Goal of the exercise ▸ Transcribe the material in full. Nothing should differ except that the pictures are left out.

════════════════════

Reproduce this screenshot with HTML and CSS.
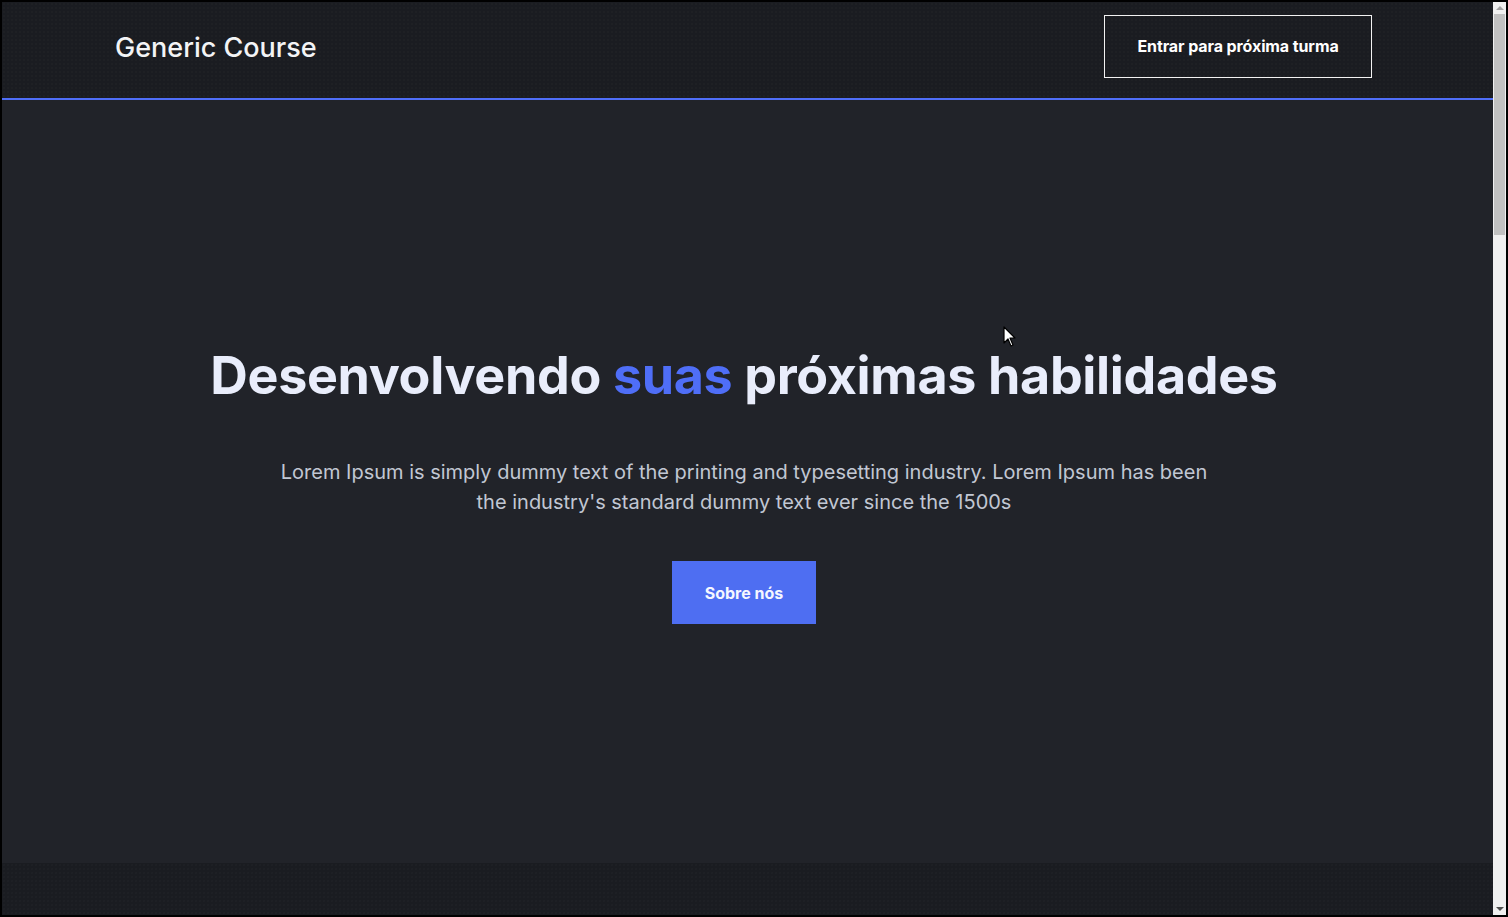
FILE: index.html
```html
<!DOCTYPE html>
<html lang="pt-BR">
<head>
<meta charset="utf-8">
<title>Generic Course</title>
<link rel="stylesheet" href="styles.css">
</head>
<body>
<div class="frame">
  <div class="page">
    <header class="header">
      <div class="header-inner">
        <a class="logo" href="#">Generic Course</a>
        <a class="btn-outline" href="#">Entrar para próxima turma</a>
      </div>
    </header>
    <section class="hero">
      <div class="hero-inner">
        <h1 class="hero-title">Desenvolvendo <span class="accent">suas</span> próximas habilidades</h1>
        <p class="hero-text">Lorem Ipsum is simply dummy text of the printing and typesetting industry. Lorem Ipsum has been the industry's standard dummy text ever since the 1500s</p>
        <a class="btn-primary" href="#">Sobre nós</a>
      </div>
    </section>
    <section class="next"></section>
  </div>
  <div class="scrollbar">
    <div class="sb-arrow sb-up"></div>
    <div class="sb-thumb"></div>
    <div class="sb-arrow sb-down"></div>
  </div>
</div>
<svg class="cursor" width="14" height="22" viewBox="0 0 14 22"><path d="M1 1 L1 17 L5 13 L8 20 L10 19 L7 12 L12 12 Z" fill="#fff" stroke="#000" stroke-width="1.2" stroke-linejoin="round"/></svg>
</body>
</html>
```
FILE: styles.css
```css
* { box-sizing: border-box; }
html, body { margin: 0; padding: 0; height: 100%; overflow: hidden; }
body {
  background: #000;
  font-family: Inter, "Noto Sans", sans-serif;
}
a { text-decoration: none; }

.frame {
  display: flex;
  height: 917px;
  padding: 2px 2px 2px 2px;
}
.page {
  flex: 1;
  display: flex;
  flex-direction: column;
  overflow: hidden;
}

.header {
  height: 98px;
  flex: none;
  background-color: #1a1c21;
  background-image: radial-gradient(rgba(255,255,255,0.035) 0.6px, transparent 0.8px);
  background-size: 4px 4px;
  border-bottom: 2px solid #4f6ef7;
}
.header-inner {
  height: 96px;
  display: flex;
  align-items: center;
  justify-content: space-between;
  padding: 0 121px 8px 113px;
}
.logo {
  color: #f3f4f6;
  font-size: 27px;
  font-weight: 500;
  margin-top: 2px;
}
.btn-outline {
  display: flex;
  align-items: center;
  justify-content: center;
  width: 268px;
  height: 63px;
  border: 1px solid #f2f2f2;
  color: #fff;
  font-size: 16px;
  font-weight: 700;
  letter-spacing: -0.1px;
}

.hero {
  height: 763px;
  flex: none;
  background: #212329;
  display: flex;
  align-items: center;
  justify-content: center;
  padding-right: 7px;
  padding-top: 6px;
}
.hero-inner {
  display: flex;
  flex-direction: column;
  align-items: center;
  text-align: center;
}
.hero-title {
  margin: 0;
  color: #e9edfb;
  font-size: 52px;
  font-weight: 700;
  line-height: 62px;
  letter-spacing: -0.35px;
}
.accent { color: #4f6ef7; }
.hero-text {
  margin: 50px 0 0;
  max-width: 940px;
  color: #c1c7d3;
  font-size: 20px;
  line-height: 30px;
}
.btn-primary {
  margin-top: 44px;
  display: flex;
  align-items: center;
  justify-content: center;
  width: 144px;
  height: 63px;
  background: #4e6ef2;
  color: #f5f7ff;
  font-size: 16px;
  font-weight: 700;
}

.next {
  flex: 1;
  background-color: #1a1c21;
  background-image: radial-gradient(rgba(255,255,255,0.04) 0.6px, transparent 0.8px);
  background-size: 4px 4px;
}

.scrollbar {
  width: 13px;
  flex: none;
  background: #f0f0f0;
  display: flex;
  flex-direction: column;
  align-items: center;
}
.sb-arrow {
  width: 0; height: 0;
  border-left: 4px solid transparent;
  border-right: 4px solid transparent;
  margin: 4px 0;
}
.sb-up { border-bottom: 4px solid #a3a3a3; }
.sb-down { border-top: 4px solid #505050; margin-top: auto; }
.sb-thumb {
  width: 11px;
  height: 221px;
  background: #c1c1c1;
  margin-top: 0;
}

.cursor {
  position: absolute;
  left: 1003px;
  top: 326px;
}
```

════════════════════

The result ▸
Reproduce this screenshot with HTML and CSS.
FILE: index.html
```html
<!DOCTYPE html>
<html lang="pt-BR">
<head>
<meta charset="utf-8">
<title>Generic Course</title>
<link rel="stylesheet" href="styles.css">
</head>
<body>
<div class="frame">
  <div class="page">
    <header class="header">
      <div class="header-inner">
        <a class="logo" href="#">Generic Course</a>
        <a class="btn-outline" href="#">Entrar para próxima turma</a>
      </div>
    </header>
    <section class="hero">
      <div class="hero-inner">
        <h1 class="hero-title">Desenvolvendo <span class="accent">suas</span> próximas habilidades</h1>
        <p class="hero-text">Lorem Ipsum is simply dummy text of the printing and typesetting industry. Lorem Ipsum has been the industry's standard dummy text ever since the 1500s</p>
        <a class="btn-primary" href="#">Sobre nós</a>
      </div>
    </section>
    <section class="next"></section>
  </div>
  <div class="scrollbar">
    <div class="sb-arrow sb-up"></div>
    <div class="sb-thumb"></div>
    <div class="sb-arrow sb-down"></div>
  </div>
</div>
<svg class="cursor" width="14" height="22" viewBox="0 0 14 22"><path d="M1 1 L1 17 L5 13 L8 20 L10 19 L7 12 L12 12 Z" fill="#fff" stroke="#000" stroke-width="1.2" stroke-linejoin="round"/></svg>
</body>
</html>
```
FILE: styles.css
```css
* { box-sizing: border-box; }
html, body { margin: 0; padding: 0; height: 100%; overflow: hidden; }
body {
  background: #000;
  font-family: Inter, "Noto Sans", sans-serif;
}
a { text-decoration: none; }

.frame {
  display: flex;
  height: 917px;
  padding: 2px 2px 2px 2px;
}
.page {
  flex: 1;
  display: flex;
  flex-direction: column;
  overflow: hidden;
}

.header {
  height: 98px;
  flex: none;
  background-color: #1a1c21;
  background-image: radial-gradient(rgba(255,255,255,0.035) 0.6px, transparent 0.8px);
  background-size: 4px 4px;
  border-bottom: 2px solid #4f6ef7;
}
.header-inner {
  height: 96px;
  display: flex;
  align-items: center;
  justify-content: space-between;
  padding: 0 121px 8px 113px;
}
.logo {
  color: #f3f4f6;
  font-size: 27px;
  font-weight: 500;
  margin-top: 2px;
}
.btn-outline {
  display: flex;
  align-items: center;
  justify-content: center;
  width: 268px;
  height: 63px;
  border: 1px solid #f2f2f2;
  color: #fff;
  font-size: 16px;
  font-weight: 700;
  letter-spacing: -0.1px;
}

.hero {
  height: 763px;
  flex: none;
  background: #212329;
  display: flex;
  align-items: center;
  justify-content: center;
  padding-right: 7px;
  padding-top: 6px;
}
.hero-inner {
  display: flex;
  flex-direction: column;
  align-items: center;
  text-align: center;
}
.hero-title {
  margin: 0;
  color: #e9edfb;
  font-size: 52px;
  font-weight: 700;
  line-height: 62px;
  letter-spacing: -0.35px;
}
.accent { color: #4f6ef7; }
.hero-text {
  margin: 50px 0 0;
  max-width: 940px;
  color: #c1c7d3;
  font-size: 20px;
  line-height: 30px;
}
.btn-primary {
  margin-top: 44px;
  display: flex;
  align-items: center;
  justify-content: center;
  width: 144px;
  height: 63px;
  background: #4e6ef2;
  color: #f5f7ff;
  font-size: 16px;
  font-weight: 700;
}

.next {
  flex: 1;
  background-color: #1a1c21;
  background-image: radial-gradient(rgba(255,255,255,0.04) 0.6px, transparent 0.8px);
  background-size: 4px 4px;
}

.scrollbar {
  width: 13px;
  flex: none;
  background: #f0f0f0;
  display: flex;
  flex-direction: column;
  align-items: center;
}
.sb-arrow {
  width: 0; height: 0;
  border-left: 4px solid transparent;
  border-right: 4px solid transparent;
  margin: 4px 0;
}
.sb-up { border-bottom: 4px solid #a3a3a3; }
.sb-down { border-top: 4px solid #505050; margin-top: auto; }
.sb-thumb {
  width: 11px;
  height: 221px;
  background: #c1c1c1;
  margin-top: 0;
}

.cursor {
  position: absolute;
  left: 1003px;
  top: 326px;
}
```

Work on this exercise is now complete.